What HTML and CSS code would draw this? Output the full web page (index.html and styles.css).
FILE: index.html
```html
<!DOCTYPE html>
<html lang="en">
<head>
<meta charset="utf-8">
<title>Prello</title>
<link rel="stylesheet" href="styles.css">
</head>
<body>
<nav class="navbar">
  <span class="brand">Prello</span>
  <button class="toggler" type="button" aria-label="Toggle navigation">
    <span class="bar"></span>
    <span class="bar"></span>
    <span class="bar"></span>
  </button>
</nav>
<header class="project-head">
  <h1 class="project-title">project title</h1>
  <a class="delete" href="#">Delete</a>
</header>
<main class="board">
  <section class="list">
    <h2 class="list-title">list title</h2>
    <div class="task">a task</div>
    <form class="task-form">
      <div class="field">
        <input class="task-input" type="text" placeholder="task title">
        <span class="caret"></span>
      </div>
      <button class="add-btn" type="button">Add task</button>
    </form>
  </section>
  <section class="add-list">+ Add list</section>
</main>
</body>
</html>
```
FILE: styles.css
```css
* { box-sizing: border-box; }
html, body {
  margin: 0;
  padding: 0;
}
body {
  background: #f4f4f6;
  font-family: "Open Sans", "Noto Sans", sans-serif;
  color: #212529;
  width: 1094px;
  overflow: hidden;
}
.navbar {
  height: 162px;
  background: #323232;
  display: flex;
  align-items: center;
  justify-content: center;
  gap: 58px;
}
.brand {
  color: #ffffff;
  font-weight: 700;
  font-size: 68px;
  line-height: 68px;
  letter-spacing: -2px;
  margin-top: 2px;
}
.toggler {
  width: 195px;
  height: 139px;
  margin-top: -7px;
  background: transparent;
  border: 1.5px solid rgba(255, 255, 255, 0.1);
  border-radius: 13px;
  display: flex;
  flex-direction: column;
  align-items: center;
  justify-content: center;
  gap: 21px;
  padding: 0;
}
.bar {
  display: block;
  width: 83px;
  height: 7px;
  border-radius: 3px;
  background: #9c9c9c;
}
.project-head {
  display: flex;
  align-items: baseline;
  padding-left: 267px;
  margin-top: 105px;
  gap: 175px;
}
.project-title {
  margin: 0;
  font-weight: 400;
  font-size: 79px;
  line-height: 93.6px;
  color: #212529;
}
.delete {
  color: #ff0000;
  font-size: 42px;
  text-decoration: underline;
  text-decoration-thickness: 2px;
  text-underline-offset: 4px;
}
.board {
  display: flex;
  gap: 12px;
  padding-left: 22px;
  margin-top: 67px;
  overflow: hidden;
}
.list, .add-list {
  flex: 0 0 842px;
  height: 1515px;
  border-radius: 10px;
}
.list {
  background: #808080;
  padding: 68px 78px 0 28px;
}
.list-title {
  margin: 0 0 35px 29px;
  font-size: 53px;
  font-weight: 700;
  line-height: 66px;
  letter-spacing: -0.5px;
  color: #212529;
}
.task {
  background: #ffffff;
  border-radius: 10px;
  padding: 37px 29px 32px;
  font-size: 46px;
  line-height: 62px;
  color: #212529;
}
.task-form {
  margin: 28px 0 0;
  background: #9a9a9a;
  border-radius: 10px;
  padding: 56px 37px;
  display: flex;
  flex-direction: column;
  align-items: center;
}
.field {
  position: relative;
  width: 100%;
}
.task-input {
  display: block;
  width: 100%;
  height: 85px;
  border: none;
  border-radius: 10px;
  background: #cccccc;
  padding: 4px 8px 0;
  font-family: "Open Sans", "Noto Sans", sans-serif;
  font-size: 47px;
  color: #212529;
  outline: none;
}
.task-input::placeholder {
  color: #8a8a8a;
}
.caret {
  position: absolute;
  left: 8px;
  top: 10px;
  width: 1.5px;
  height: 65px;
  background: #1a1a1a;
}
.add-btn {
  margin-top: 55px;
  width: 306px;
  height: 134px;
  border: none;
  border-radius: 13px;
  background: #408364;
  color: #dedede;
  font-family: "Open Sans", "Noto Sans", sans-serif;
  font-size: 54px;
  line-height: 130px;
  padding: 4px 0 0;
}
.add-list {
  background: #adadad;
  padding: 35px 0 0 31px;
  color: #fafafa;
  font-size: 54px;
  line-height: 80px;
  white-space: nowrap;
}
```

◇ ◇ ◇ ◇

Write out the entire listing exactly.

What HTML and CSS code would draw this? Output the full web page (index.html and styles.css).
FILE: index.html
```html
<!DOCTYPE html>
<html lang="en">
<head>
<meta charset="utf-8">
<title>Prello</title>
<link rel="stylesheet" href="styles.css">
</head>
<body>
<nav class="navbar">
  <span class="brand">Prello</span>
  <button class="toggler" type="button" aria-label="Toggle navigation">
    <span class="bar"></span>
    <span class="bar"></span>
    <span class="bar"></span>
  </button>
</nav>
<header class="project-head">
  <h1 class="project-title">project title</h1>
  <a class="delete" href="#">Delete</a>
</header>
<main class="board">
  <section class="list">
    <h2 class="list-title">list title</h2>
    <div class="task">a task</div>
    <form class="task-form">
      <div class="field">
        <input class="task-input" type="text" placeholder="task title">
        <span class="caret"></span>
      </div>
      <button class="add-btn" type="button">Add task</button>
    </form>
  </section>
  <section class="add-list">+ Add list</section>
</main>
</body>
</html>
```
FILE: styles.css
```css
* { box-sizing: border-box; }
html, body {
  margin: 0;
  padding: 0;
}
body {
  background: #f4f4f6;
  font-family: "Open Sans", "Noto Sans", sans-serif;
  color: #212529;
  width: 1094px;
  overflow: hidden;
}
.navbar {
  height: 162px;
  background: #323232;
  display: flex;
  align-items: center;
  justify-content: center;
  gap: 58px;
}
.brand {
  color: #ffffff;
  font-weight: 700;
  font-size: 68px;
  line-height: 68px;
  letter-spacing: -2px;
  margin-top: 2px;
}
.toggler {
  width: 195px;
  height: 139px;
  margin-top: -7px;
  background: transparent;
  border: 1.5px solid rgba(255, 255, 255, 0.1);
  border-radius: 13px;
  display: flex;
  flex-direction: column;
  align-items: center;
  justify-content: center;
  gap: 21px;
  padding: 0;
}
.bar {
  display: block;
  width: 83px;
  height: 7px;
  border-radius: 3px;
  background: #9c9c9c;
}
.project-head {
  display: flex;
  align-items: baseline;
  padding-left: 267px;
  margin-top: 105px;
  gap: 175px;
}
.project-title {
  margin: 0;
  font-weight: 400;
  font-size: 79px;
  line-height: 93.6px;
  color: #212529;
}
.delete {
  color: #ff0000;
  font-size: 42px;
  text-decoration: underline;
  text-decoration-thickness: 2px;
  text-underline-offset: 4px;
}
.board {
  display: flex;
  gap: 12px;
  padding-left: 22px;
  margin-top: 67px;
  overflow: hidden;
}
.list, .add-list {
  flex: 0 0 842px;
  height: 1515px;
  border-radius: 10px;
}
.list {
  background: #808080;
  padding: 68px 78px 0 28px;
}
.list-title {
  margin: 0 0 35px 29px;
  font-size: 53px;
  font-weight: 700;
  line-height: 66px;
  letter-spacing: -0.5px;
  color: #212529;
}
.task {
  background: #ffffff;
  border-radius: 10px;
  padding: 37px 29px 32px;
  font-size: 46px;
  line-height: 62px;
  color: #212529;
}
.task-form {
  margin: 28px 0 0;
  background: #9a9a9a;
  border-radius: 10px;
  padding: 56px 37px;
  display: flex;
  flex-direction: column;
  align-items: center;
}
.field {
  position: relative;
  width: 100%;
}
.task-input {
  display: block;
  width: 100%;
  height: 85px;
  border: none;
  border-radius: 10px;
  background: #cccccc;
  padding: 4px 8px 0;
  font-family: "Open Sans", "Noto Sans", sans-serif;
  font-size: 47px;
  color: #212529;
  outline: none;
}
.task-input::placeholder {
  color: #8a8a8a;
}
.caret {
  position: absolute;
  left: 8px;
  top: 10px;
  width: 1.5px;
  height: 65px;
  background: #1a1a1a;
}
.add-btn {
  margin-top: 55px;
  width: 306px;
  height: 134px;
  border: none;
  border-radius: 13px;
  background: #408364;
  color: #dedede;
  font-family: "Open Sans", "Noto Sans", sans-serif;
  font-size: 54px;
  line-height: 130px;
  padding: 4px 0 0;
}
.add-list {
  background: #adadad;
  padding: 35px 0 0 31px;
  color: #fafafa;
  font-size: 54px;
  line-height: 80px;
  white-space: nowrap;
}
```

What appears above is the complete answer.